Leite's family returned to Sao Paolo, Brazil, nine years ago and is to meet him at the end of his journey.

The inspiration for the trip was a similar quest in 1925 by Aime Tschiffely, a Swiss school teacher who rode 16,000 kilometres alone from Buenos Aires to New York City.

YEAR 15 Minutes Cowboy

Filipe Masetti Leite is shown riding down a highway in New Mexico in October 2012 with his three horses. The Calgary-based cowboy embarked on an epic 16,000-kilometre journey on horseback to his birthplace in Brazil. (Emma Brazier/HO/Canadian Press)

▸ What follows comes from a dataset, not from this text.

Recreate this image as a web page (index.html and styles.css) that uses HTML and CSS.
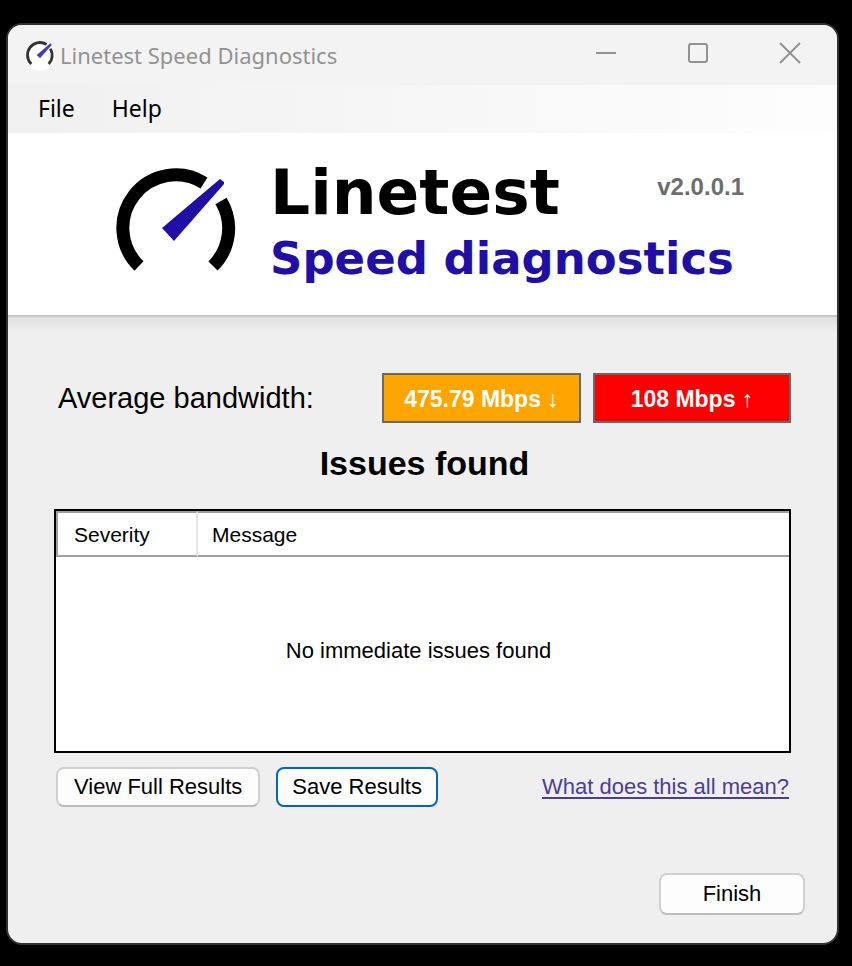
FILE: index.html
```html
<!DOCTYPE html>
<html lang="en">
<head>
  <meta charset="UTF-8" />
  <meta name="viewport" content="width=device-width, initial-scale=1.0"/>
  <title>Linetest Speed Diagnostics</title>
  <link rel="stylesheet" href="styles.css">
</head>
<body>
  <div class="window">
    <header class="titlebar">
      <svg class="app-icon" viewBox="-8 -8 136 136" aria-hidden="true">
        <circle cx="60" cy="64" r="64" fill="#fff"/>
        <g fill="none" stroke="#333" stroke-width="12">
          <path d="M23 98A53 53 0 0 1 88 15"/>
          <path d="M104 33A53 53 0 0 1 97 98"/>
        </g>
        <path d="M46 60L60 74L110 18L104 10Z" fill="#4a3cb0"/>
      </svg>
      <span class="title">Linetest Speed Diagnostics</span>
      <div class="controls">
        <button type="button" aria-label="Minimize">
          <svg viewBox="0 0 22 22"><path d="M1 11H21"/></svg>
        </button>
        <button type="button" aria-label="Maximize">
          <svg viewBox="0 0 22 22"><rect x="2" y="2" width="18" height="18" rx="2"/></svg>
        </button>
        <button type="button" aria-label="Close">
          <svg viewBox="0 0 22 22"><path d="M1 1L21 21M21 1L1 21"/></svg>
        </button>
      </div>
    </header>

    <nav class="menu">
      <button type="button">File</button>
      <button type="button">Help</button>
    </nav>

    <section class="banner">
      <svg class="logo" viewBox="0 0 120 104" aria-hidden="true">
        <g fill="none" stroke="#000" stroke-width="13">
          <path d="M23 98A53 53 0 0 1 88 15"/>
          <path d="M105 33A53 53 0 0 1 97 98"/>
        </g>
        <path d="M46 60L58 73L108 16L108 14L104 11Z" fill="#200fa6"/>
      </svg>
      <h1>Linetest <span>Speed diagnostics</span></h1>
      <span class="version">v2.0.0.1</span>
    </section>

    <main class="content">
      <div class="bandwidth">
        <span class="label">Average bandwidth:</span>
        <span class="speed down">475.79 Mbps ↓</span>
        <span class="speed up">108 Mbps ↑</span>
      </div>

      <h2>Issues found</h2>

      <table class="issues">
        <thead>
          <tr><th class="severity">Severity</th><th>Message</th></tr>
        </thead>
        <tbody>
          <tr><td colspan="2">No immediate issues found</td></tr>
        </tbody>
      </table>

      <div class="actions">
        <button type="button" class="btn">View Full Results</button>
        <button type="button" class="btn focused">Save Results</button>
        <a href="#help">What does this all mean?</a>
      </div>
    </main>

    <footer class="footer">
      <button type="button" class="btn finish">Finish</button>
    </footer>
  </div>
</body>
</html>
```

FILE: styles.css
```css
* {
  box-sizing: border-box;
}

body {
  margin: 0;
  min-height: 100vh;
  padding: 23px 13px 21px 6px;
  display: flex;
  background: #000;
  color: #000;
  font-family: "Liberation Sans", Arial, sans-serif;
  font-size: 22px;
}

button {
  font: inherit;
  color: inherit;
}

.window {
  flex: 1;
  display: flex;
  flex-direction: column;
  background: #efefef;
  border: 2px solid #303132;
  border-radius: 16px;
  overflow: hidden;
}

/* title bar */
.titlebar {
  display: flex;
  align-items: center;
  height: 60px;
  padding-left: 16px;
  background: #f3f3f3;
}

.app-icon {
  width: 32px;
  height: 32px;
}

.title {
  margin-left: 4px;
  color: #929292;
  font-family: "Noto Sans", sans-serif;
  font-size: 22px;
}

.controls {
  display: flex;
  margin-left: auto;
  padding-right: 1px;
}

.controls button {
  width: 92px;
  height: 60px;
  padding: 0 0 4px;
  border: none;
  background: none;
}

.controls svg {
  display: block;
  width: 22px;
  height: 22px;
  margin: auto;
  fill: none;
  stroke: #929292;
  stroke-width: 2;
}

/* menu */
.menu {
  display: flex;
  gap: 13px;
  height: 48px;
  padding-left: 18px;
  background: linear-gradient(to right, #f0f0f0, #fdfdfd);
}

.menu button {
  padding: 0 12px 2px;
  border: none;
  background: none;
  font-family: "Noto Sans", sans-serif;
  font-size: 23px;
}

/* banner */
.banner {
  display: flex;
  align-items: flex-start;
  height: 184px;
  padding: 24px 92px 0 108px;
  background: #fff;
  border-bottom: 2px solid #c8c8c8;
}

.logo {
  width: 120px;
  height: 104px;
  margin-top: 11px;
}

.banner h1 {
  margin: 0 0 0 34px;
  font-family: "DejaVu Sans", Verdana, sans-serif;
  font-size: 63px;
  line-height: 72px;
  white-space: nowrap;
}

.banner h1 span {
  display: block;
  color: #200fa6;
  font-size: 45px;
  line-height: 60px;
}

/* sits over the empty right side of the heading */
.version {
  position: absolute;
  right: 108px;
  top: 173px;
  color: #6d6d6d;
  font-size: 24px;
  font-weight: bold;
}

/* content */
.content {
  padding: 56px 46px 0;
  background: linear-gradient(#dfdfdf, #efefef 14px);
}

.bandwidth {
  display: grid;
  grid-template-columns: 1fr 199px 198px;
  gap: 12px;
  align-items: center;
}

.label {
  padding-left: 4px;
  font-size: 29px;
}

.speed {
  height: 50px;
  border: 2px solid #696969;
  color: #fff;
  font-size: 23px;
  font-weight: bold;
  line-height: 48px;
  text-align: center;
  white-space: nowrap;
}

.down {
  background: #ffa500;
}

.up {
  background: #ff0000;
}

.content h2 {
  margin: 20px 0 25px;
  padding-left: 4px;
  font-size: 34px;
  line-height: 41px;
  text-align: center;
}

.issues {
  width: 100%;
  border: 2px solid #000;
  border-spacing: 0;
  background: #fff;
}

.issues th {
  height: 46px;
  padding: 2px 14px 0;
  border-top: 2px solid #a0a0a0;
  border-bottom: 2px solid #a0a0a0;
  font-size: 21px;
  font-weight: normal;
  text-align: left;
}

.issues .severity {
  width: 142px;
  padding-left: 16px;
  border-left: 2px solid #a0a0a0;
  border-right: 2px solid #e5e5e5;
}

.issues td {
  height: 194px;
  padding: 0 8px 6px 0;
  text-align: center;
}

.actions {
  display: flex;
  align-items: center;
  gap: 16px;
  margin-top: 14px;
  padding: 0 2px;
}

.btn {
  height: 40px;
  padding: 0 16px;
  border: 2px solid #d0d0d0;
  border-bottom-color: #bcbcbc;
  border-radius: 8px;
  background: #fdfdfd;
}

.focused {
  padding: 0 14px;
  border-color: #0067c0;
}

.actions a {
  margin-left: auto;
  color: #4c3f92;
  text-decoration-thickness: 2px;
  text-underline-offset: 3px;
}

.footer {
  display: flex;
  justify-content: flex-end;
  margin-top: auto;
  padding: 0 32px 28px;
}

.finish {
  width: 146px;
  height: 42px;
}
```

The young cowboy, who has a journalism degree from Ryerson University in Toronto, has been documenting his travels.

His goal was to draw attention to the illegal drug war in Latin America. He said a lot of innocent people are dying and 80 per cent of the drugs are ending up on U.S. streets.

He may have reached Brazil, but Leite's trek isn't quite over. He still has 2,000 kilometres remaining to his home in Sao Paulo.

The timing of the trip sits well with him.

"I love soccer and left in 2012 from Canada just so I could arrive in Brazil for the World Cup."